今回の不正休暇問題が明るみに出ていなければ、中川という男はこれからもこうした恫喝により市を屈服させて、私腹を肥やしていったものと思われます。
問題は奈良市だけではありません。
今年度に入って職員の逮捕者が8人にのぼっているお隣の京都市では、桝本市長は逮捕者のうち6人が環境局職員であることを踏まえ、「同和行政の柱として行った優先雇用での甘い採用が大きな要因の1つ」と指摘しました。いわゆる「同和優先採用枠」の存在です。
市長は、今後は制度も含めた「解体的な出直し」を図る意向を表明しました。
他の自治体の中にもこの枠に縛られて、不祥事で解雇した人間を再び採用している例が報告されていますので、見直しは当然です。
その隣の大阪市でも、同和団体関係者による相次ぐ犯罪や不祥事により、同和行政のあり方が論議されています。
最近発売された週刊誌の中で、関淳一大阪市長は、「これまでやっていた同和行政といわれるようなものは、もう存在し得ない。
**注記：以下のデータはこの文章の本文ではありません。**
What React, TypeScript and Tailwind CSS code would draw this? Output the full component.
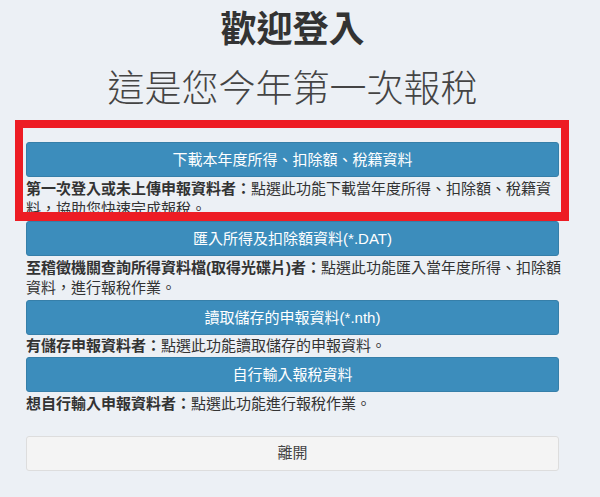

全て廃止する。」と発言したとされています。
この発言は、従来からのやり方は見直す決意と受け止めて良いでしょう。
では、なぜ今迄は関西を中心とした地方自治体で、こうした不正が永年続けられ、黙認されてきたのでしょうか。
この最大の原因は、地方議員、自治体の幹部と職員らが、部落解放同盟などによる差別「糾弾」を恐れて、彼等の言い分通りにしてきたことに拠ると思われます。
「糾弾」の目的は、本来は部落差別を撤廃させるための有効な手段とされていましたが、批判=差別という図式の下に、次第に一部は利権確保の手段に使われてきました。
「糾弾」をするぞと思わせるだけでも、相手を威圧できます。今回の奈良市の事件は、その典型でしょう。
過去「糾弾」が、監禁や脅迫といった暴力的な面を持っていたことは否定できません。かつて「糾弾」の正当性が争われた「矢田事件」の判決の中で、
「被告らの監禁行為は限度を超えており、処罰に値する」(1981年3月、2審の大阪高裁)
としています。
多くのマスコミもまたそうしたトラブルを恐れ、当たらずさわらずの姿勢で、この種の報道を自主規制してきたことも見逃せません。
現在ではそうした暴力的な行為は無いという意見もありますが、過去におけるそうした行為が、恫喝を効果的にしていることは間違いありません。
暴力団だっていつもいつもピストルをぶっ放すわけではありません。でも何時かはやるかも知れないと思わせることで、人々を恐れさせているのと同じ構図です。
「糾弾」に対してはこうした事を踏まえて、1989年8月法務省人権擁護局は、「確認・糾弾会は同和問題の啓発に適さないと言わざるをえない。」との通達を出しています。
先にあげた「矢田事件」民事裁判における大阪地裁の判決では、「糾弾」に対し明快な指摘を行っています。
「ついには一定の考え、思想が独善に落ち込み、反対の理論ないし思想の存在、更にはその考えや思想に同調する人々の存在をも許さないという結果に陥ることになる」。
最も反省すべきは、こうした恫喝に怯えて彼等の不正を長期にわたり放置してきた地方自治体です。彼等の利権のために、多額の税金がムダ使いされてきたのは、自治体の責任です。
今回の奈良市職員の不祥事を教訓に、全国の地方自治体がこうした恫喝に屈することなく、不正な利権を排除する立場に立つことを強く要望したいと思います。
私は従来から述べているように、部落差別を含むあらゆる差別に反対ですし、差別は撤廃すべきであると考えています。
しかし差別に反対する行動は常に法に則った措置と言論により行われるべきで、周囲の人々の支持と共感を得ることが大切です。
脅迫や恫喝は、かえって差別を助長すると思います。